DECiDE, a tool for assessing greenhouse gas emissions and energy consumption

Wallonia’s farms have a key role to play as energy suppliers/consumers and greenhouse gas sources/sinks. So how can these flows be accurately taken into account? CRA-W offers a tool called DECiDE.

DECiDE, a tool for assessing greenhouse gas emissions and energy consumption

Energy consumption and climate change are core issues, as is evident from the many initiatives at European, national and regional levels. Farms are currently heavily dependent on fossil fuels, either for direct consumption or for input production, and thus also on fuel costs. At the same time, they are also potential producers (biomass and biogas). The agricultural industry also accounts for 12% of anthropogenic greenhouse gas (GHG) emissions in our region. The sector is concerned as a major contributor of methane and nitrous oxide emissions, but it can also act as a carbon sink by trapping carbon in the soil. However, agricultural systems’ energy consumption and GHG emissions vary considerably and depend very much on the types of farms and agricultural practices. The first step towards putting reduction measures in place therefore requires a sound knowledge of the relationship between practices, energy balances and GHG which, given the specific nature of the practices and the pedoclimatic contexts, requires regional benchmarks to be developed.

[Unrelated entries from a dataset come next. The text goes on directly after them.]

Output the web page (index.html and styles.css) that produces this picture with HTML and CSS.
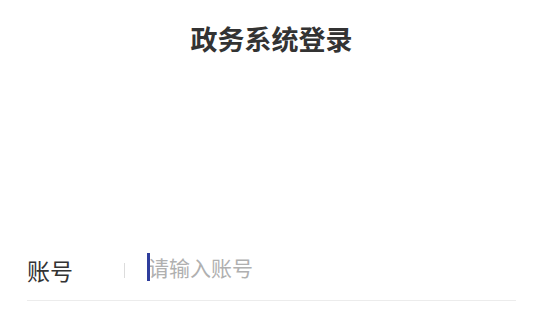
FILE: index.html
```html
<!DOCTYPE html>
<html lang="zh-CN">
<head>
<meta charset="utf-8">
<title>政务系统登录</title>
<link rel="stylesheet" href="styles.css">
</head>
<body>
<div class="page">
  <header class="header">
    <h1 class="title">政务系统登录</h1>
  </header>
  <form class="form">
    <div class="row">
      <span class="label">账号</span>
      <span class="sep"></span>
      <div class="field">
        <span class="caret"></span>
        <span class="placeholder">请输入账号</span>
      </div>
    </div>
  </form>
</div>
</body>
</html>
```

FILE: styles.css
```css
html, body {
  margin: 0;
  padding: 0;
  background: #ffffff;
}
body {
  font-family: "Noto Sans CJK SC", "Noto Sans", sans-serif;
  color: #333333;
}
.page {
  width: 543px;
  height: 315px;
  overflow: hidden;
}
.header {
  height: 240px;
  box-sizing: border-box;
  padding-top: 20px;
  display: flex;
  justify-content: center;
}
.title {
  margin: 0;
  font-size: 27px;
  line-height: 38px;
  font-weight: 700;
  color: #333333;
}
.form {
  margin: 0 27px;
}
.row {
  height: 61px;
  box-sizing: border-box;
  border-bottom: 1px solid #ececec;
  display: flex;
  align-items: center;
}
.label {
  width: 97px;
  font-size: 23px;
  line-height: 30px;
  color: #333333;
}
.sep {
  width: 1px;
  height: 15px;
  background: #dcdcdc;
  margin-right: 22px;
}
.field {
  position: relative;
  flex: 1;
  margin-bottom: 6px;
  font-size: 21px;
  line-height: 28px;
  color: #b0b0b0;
}
.caret {
  position: absolute;
  left: 0;
  top: 0;
  width: 3px;
  height: 28px;
  background: #2e3d9c;
}
.placeholder {
  padding-left: 1px;
}
```
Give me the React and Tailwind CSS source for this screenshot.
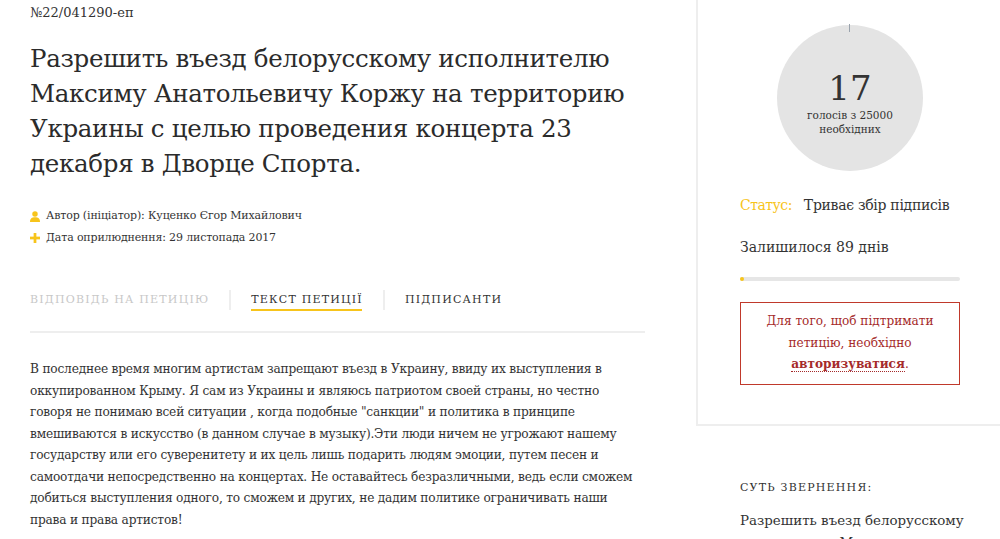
import React from "react";

const serif = { fontFamily: '"DejaVu Serif", "Liberation Serif", serif' };

function UserIcon() {
  return (
    <svg width="10" height="11" viewBox="0 0 11 12" className="shrink-0">
      <circle cx="5.5" cy="3.2" r="3" fill="#f7c41b" />
      <path d="M0 12 C0 8 2 6.8 5.5 6.8 C9 6.8 11 8 11 12 Z" fill="#f7c41b" />
    </svg>
  );
}

function PlusIcon() {
  return (
    <svg width="10" height="10" viewBox="0 0 11 11" className="shrink-0">
      <rect x="4" y="0" width="3" height="11" fill="#f7c41b" />
      <rect x="0" y="4" width="11" height="3" fill="#f7c41b" />
    </svg>
  );
}

export default function App() {
  const body = [
    "В последнее время многим артистам запрещают въезд в Украину, ввиду их выступления в",
    "оккупированном Крыму. Я сам из Украины и являюсь патриотом своей страны, но честно",
    "говоря не понимаю всей ситуации , когда подобные \"санкции\" и политика в принципе",
    "вмешиваются в искусство (в данном случае в музыку).Эти люди ничем не угрожают нашему",
    "государству или его суверенитету и их цель лишь подарить людям эмоции, путем песен и",
    "самоотдачи непосредственно на концертах. Не оставайтесь безразличными, ведь если сможем",
    "добиться выступления одного, то сможем и других, не дадим политике ограничивать наши",
    "права и права артистов!",
  ];
  return (
    <div className="w-[1000px] h-[539px] overflow-hidden bg-white flex text-[#333]" style={serif}>
      <div className="w-[696px] shrink-0 pl-[30px] pr-[51px]">
        <div className="pt-[5px] text-[13px] leading-[16px]">№22/041290-еп</div>
        <h1 className="mt-[20px] text-[24.5px] tracking-[-0.3px] leading-[35px] font-normal text-[#2b2b2b] whitespace-nowrap">
          Разрешить въезд белорусскому исполнителю<br />
          Максиму Анатольевичу Коржу на территорию<br />
          Украины с целью проведения концерта 23<br />
          декабря в Дворце Спорта.
        </h1>
        <div className="mt-[27px] flex flex-col gap-[6px] text-[11px] tracking-[-0.15px] leading-[16px]">
          <div className="flex items-center gap-[6px]">
            <UserIcon />
            <span>Автор (ініціатор): Куценко Єгор Михайлович</span>
          </div>
          <div className="flex items-center gap-[6px]">
            <PlusIcon />
            <span>Дата оприлюднення: 29 листопада 2017</span>
          </div>
        </div>
        <div className="mt-[44px] flex items-center text-[11px] tracking-[1.2px] leading-[20px]">
          <span className="text-[#c8c8c8]">ВІДПОВІДЬ НА ПЕТИЦІЮ</span>
          <span className="mx-[20px] w-[2px] h-[20px] bg-[#eee]" />
          <span className="relative">
            ТЕКСТ ПЕТИЦІЇ
            <span className="absolute left-0 right-[1px] bottom-[-1px] h-[2px] bg-[#f7c41b]" />
          </span>
          <span className="mx-[20px] w-[2px] h-[20px] bg-[#eee]" />
          <span>ПІДПИСАНТИ</span>
        </div>
        <div className="mt-[21px] h-[2px] bg-[#eee]" />
        <div className="mt-[26px] text-[12.2px] tracking-[-0.2px] leading-[21.5px] whitespace-nowrap">
          {body.map((l, i) => (
            <div key={i}>{l}</div>
          ))}
        </div>
      </div>
      <div className="flex-1 flex flex-col">
        <div className="h-[426px] shrink-0 border-l-2 border-b-2 border-[#eee] pl-[42px] pr-[40px] flex flex-col">
          <div className="relative shrink-0 mt-[25px] ml-[37px] w-[146px] h-[146px] rounded-full bg-[#e4e4e4] flex flex-col items-center justify-center">
            <span className="absolute top-[-1px] left-[72px] w-[1px] h-[8px] bg-[#9aa3ad]" />
            <div className="text-[34px] leading-[36px] mt-[10px]">17</div>
            <div className="text-[10.5px] leading-[14px] text-center mt-[2px]">
              голосів з 25000<br />необхідних
            </div>
          </div>
          <div className="mt-[24px] text-[14px] leading-[20px] flex whitespace-nowrap">
            <span className="text-[#f7c41b] mr-[12px] tracking-[-0.5px]">Статус:</span>
            <span className="tracking-[-0.3px]">Триває збір підписів</span>
          </div>
          <div className="mt-[22px] text-[14px] leading-[20px]">Залишилося 89 днів</div>
          <div className="mt-[20px] shrink-0 h-[4px] w-[220px] rounded-full bg-[#e6e6e6] relative">
            <div className="absolute left-0 top-0 h-[4px] w-[4px] rounded-full bg-[#f7c41b]" />
          </div>
          <div className="mt-[21px] shrink-0 w-[220px] h-[83px] border border-[#c0392b] flex flex-col items-center justify-center text-[12.1px] leading-[21.5px] text-[#a52a2a] text-center">
            <div>Для того, щоб підтримати</div>
            <div>петицію, необхідно</div>
            <div>
              <span className="font-bold border-b border-dotted border-[#a52a2a]">авторизуватися</span>.
            </div>
          </div>
        </div>
        <div className="pl-[44px] mt-[53px] shrink-0 text-[11px] tracking-[1.2px] leading-[18px]">СУТЬ ЗВЕРНЕННЯ:</div>
        <div className="pl-[44px] mt-[13px] shrink-0 text-[13.4px] leading-[22px] whitespace-nowrap">
          Разрешить въезд белорусскому<br />исполнителю Максиму
        </div>
      </div>
    </div>
  );
}
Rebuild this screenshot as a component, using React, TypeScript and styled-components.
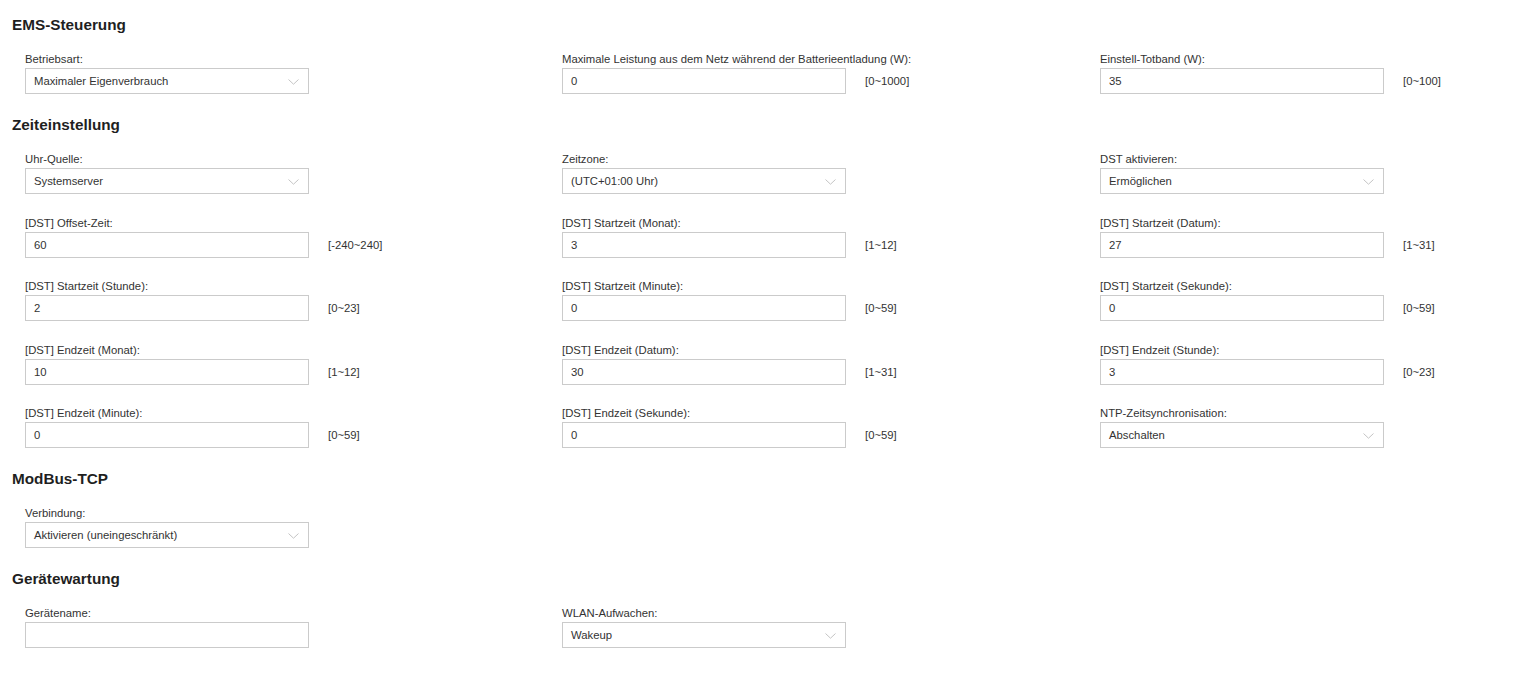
import React from "react";
import styled, { createGlobalStyle } from "styled-components";

const Global = createGlobalStyle`
  html, body { margin: 0; padding: 0; background: #fff; }
  body { font-family: Arial, "Liberation Sans", sans-serif; color: #333; }
`;

const Page = styled.div`
  padding: 0 0 20px 12px;
`;

const Section = styled.section`
  margin-top: 21px;
  &:first-child { margin-top: 15px; }
`;

const Heading = styled.h2`
  margin: 0 0 17px 0;
  font-size: 15.3px;
  line-height: 20px;
  font-weight: bold;
  color: #1f1f1f;
`;

const Grid = styled.div`
  display: grid;
  grid-template-columns: 537px 538px 1fr;
  row-gap: 21.5px;
  padding-left: 13px;
`;

const Field = styled.div`
  display: flex;
  flex-direction: column;
`;

const Label = styled.label`
  font-size: 11.3px;
  line-height: 14px;
  margin-bottom: 2px;
  color: #333;
  white-space: nowrap;
`;

const Row = styled.div`
  display: flex;
  align-items: center;
`;

const Box = styled.div`
  position: relative;
  box-sizing: border-box;
  width: 284px;
  height: 26px;
  border: 1px solid #cbcbcb;
  background: #fff;
  padding: 0 8px;
  display: flex;
  align-items: center;
  font-size: 11.3px;
  color: #333;
`;

const Chevron = styled.svg`
  position: absolute;
  right: 9px;
  top: 10px;
`;

const Range = styled.span`
  margin-left: 19px;
  font-size: 11.3px;
  color: #333;
`;

type F = { label: string; value: string; select?: boolean; range?: string };

const FieldView = ({ f }: { f: F }) => (
  <Field>
    <Label>{f.label}</Label>
    <Row>
      <Box>
        {f.value}
        {f.select && (
          <Chevron width="11" height="6" viewBox="0 0 11 6">
            <path d="M0.5 0.5 L5.5 5.2 L10.5 0.5" fill="none" stroke="#c4c4c4" strokeWidth="1" />
          </Chevron>
        )}
      </Box>
      {f.range && <Range>{f.range}</Range>}
    </Row>
  </Field>
);

const sections: { title: string; fields: F[] }[] = [
  {
    title: "EMS-Steuerung",
    fields: [
      { label: "Betriebsart:", value: "Maximaler Eigenverbrauch", select: true },
      { label: "Maximale Leistung aus dem Netz während der Batterieentladung (W):", value: "0", range: "[0~1000]" },
      { label: "Einstell-Totband (W):", value: "35", range: "[0~100]" },
    ],
  },
  {
    title: "Zeiteinstellung",
    fields: [
      { label: "Uhr-Quelle:", value: "Systemserver", select: true },
      { label: "Zeitzone:", value: "(UTC+01:00 Uhr)", select: true },
      { label: "DST aktivieren:", value: "Ermöglichen", select: true },
      { label: "[DST] Offset-Zeit:", value: "60", range: "[-240~240]" },
      { label: "[DST] Startzeit (Monat):", value: "3", range: "[1~12]" },
      { label: "[DST] Startzeit (Datum):", value: "27", range: "[1~31]" },
      { label: "[DST] Startzeit (Stunde):", value: "2", range: "[0~23]" },
      { label: "[DST] Startzeit (Minute):", value: "0", range: "[0~59]" },
      { label: "[DST] Startzeit (Sekunde):", value: "0", range: "[0~59]" },
      { label: "[DST] Endzeit (Monat):", value: "10", range: "[1~12]" },
      { label: "[DST] Endzeit (Datum):", value: "30", range: "[1~31]" },
      { label: "[DST] Endzeit (Stunde):", value: "3", range: "[0~23]" },
      { label: "[DST] Endzeit (Minute):", value: "0", range: "[0~59]" },
      { label: "[DST] Endzeit (Sekunde):", value: "0", range: "[0~59]" },
      { label: "NTP-Zeitsynchronisation:", value: "Abschalten", select: true },
    ],
  },
  {
    title: "ModBus-TCP",
    fields: [{ label: "Verbindung:", value: "Aktivieren (uneingeschränkt)", select: true }],
  },
  {
    title: "Gerätewartung",
    fields: [
      { label: "Gerätename:", value: "" },
      { label: "WLAN-Aufwachen:", value: "Wakeup", select: true },
    ],
  },
];

export default function App() {
  return (
    <>
      <Global />
      <Page>
        {sections.map((s) => (
          <Section key={s.title}>
            <Heading>{s.title}</Heading>
            <Grid>
              {s.fields.map((f) => (
                <FieldView key={f.label} f={f} />
              ))}
            </Grid>
          </Section>
        ))}
      </Page>
    </>
  );
}
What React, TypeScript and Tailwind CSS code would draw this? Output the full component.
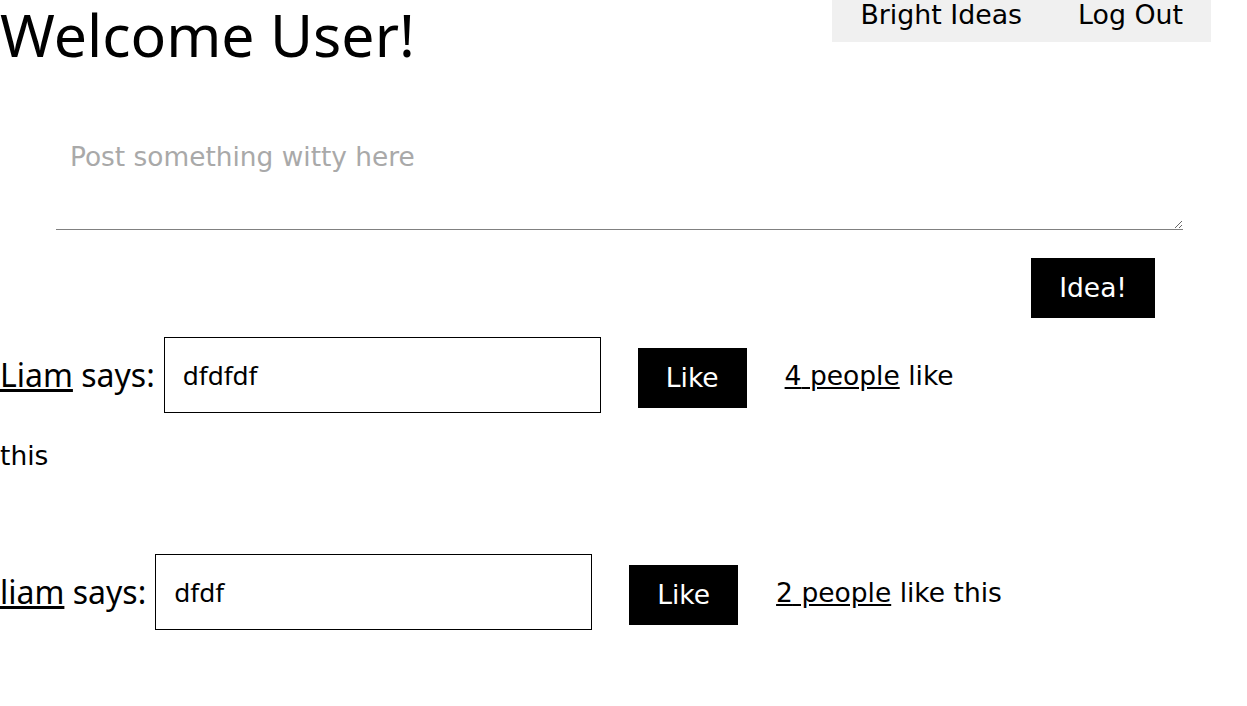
import React from "react";

const sans = "font-['Segoe_UI','Noto_Sans',sans-serif]";
const verd = "font-['Verdana','DejaVu_Sans',sans-serif]";

type PostProps = {
  name: string;
  idea: string;
  likes: number;
  wrap?: boolean;
};

function Post({ name, idea, likes, wrap }: PostProps) {
  return (
    <div>
      <div className="flex items-center">
        <p className={`${sans} text-[32px] text-black`}>
          <a href="#" className="underline">
            {name}
          </a>{" "}
          says:
        </p>
        <input
          readOnly
          value={idea}
          className={`${sans} ml-[9px] h-[76px] w-[437px] border border-black px-[18px] text-[26px] text-black outline-none`}
        />
        <button
          className={`${verd} ml-[37px] mt-[6px] bg-black px-7 py-[15px] text-[26.5px] leading-[30px] text-white`}
        >
          Like
        </button>
        <p className={`${verd} ml-[38px] mt-[2px] text-[26.5px] leading-[30px] text-black`}>
          <a href="#" className="underline">
            {likes} people
          </a>{" "}
          like{wrap ? "" : " this"}
        </p>
      </div>
      {wrap && (
        <p className={`${verd} mt-[28px] text-[26.5px] leading-[30px] text-black`}>this</p>
      )}
    </div>
  );
}

export default function App() {
  return (
    <div className="min-h-screen bg-white text-black">
      <header className="flex items-start justify-between">
        <h1 className={`${sans} text-[59px] leading-[68px]`}>Welcome User!</h1>
        <nav className={`${verd} mr-[36px] flex bg-[#f0f0f0] pb-3 text-[26.8px] leading-[30px]`}>
          <a href="#" className="px-7">
            Bright Ideas
          </a>
          <a href="#" className="px-7">
            Log Out
          </a>
        </nav>
      </header>

      <form>
        <textarea
          placeholder="Post something witty here"
          className={`${verd} ml-[56px] mt-[60px] block h-[102px] w-[1127px] border-0 border-b border-[#808080] p-[14px] text-[26.4px] leading-[30px] outline-none placeholder:text-[#a9a9a9]`}
        />
        <div className="mt-[28px] flex justify-end pr-[92px]">
          <button
            type="button"
            className={`${verd} bg-black px-7 py-[15px] text-[26.5px] leading-[30px] text-white`}
          >
            Idea!
          </button>
        </div>
      </form>

      <div className="mt-[19px]">
        <Post name="Liam" idea="dfdfdf" likes={4} wrap />
      </div>
      <div className="mt-[83px]">
        <Post name="liam" idea="dfdf" likes={2} />
      </div>
    </div>
  );
}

To meet that need, CRA-W, in consultation with AWAC, DGO3, DGO4 and organisations in charge of management accounting (AWE, DAEA, SPIGVA, OPA Ciney) has developed a tool called DECiDE (Diagnostic Energie-Climat Des Exploitations agricoles wallonnes), which is subsidised by Wallonia’s Air and Climate Office (AWAC). The tool can be used to produce energy and GHG balances for Wallonia’s agricultural systems. The object is to provide an open, transparent tool which is accessible to all via an Internet platform, aimed at farmers and institutions (research/administration/decision-makers), that can be used for (1) comparing one farm with other farms of the same type to show up differences and the practices that give rise to them; (2) advising on reducing energy consumption and GHG emissions; (3) supplying reliable benchmark values; and (4) quantifying the services rendered to society by the agricultural sector (carbon storage, renewable energy sources).

It is hoped that using this tool will enable farmers to identify levers for improving their practices. The tool is currently designed for cattle rearing and arable farms, but is due to be extended to pig and poultry farming.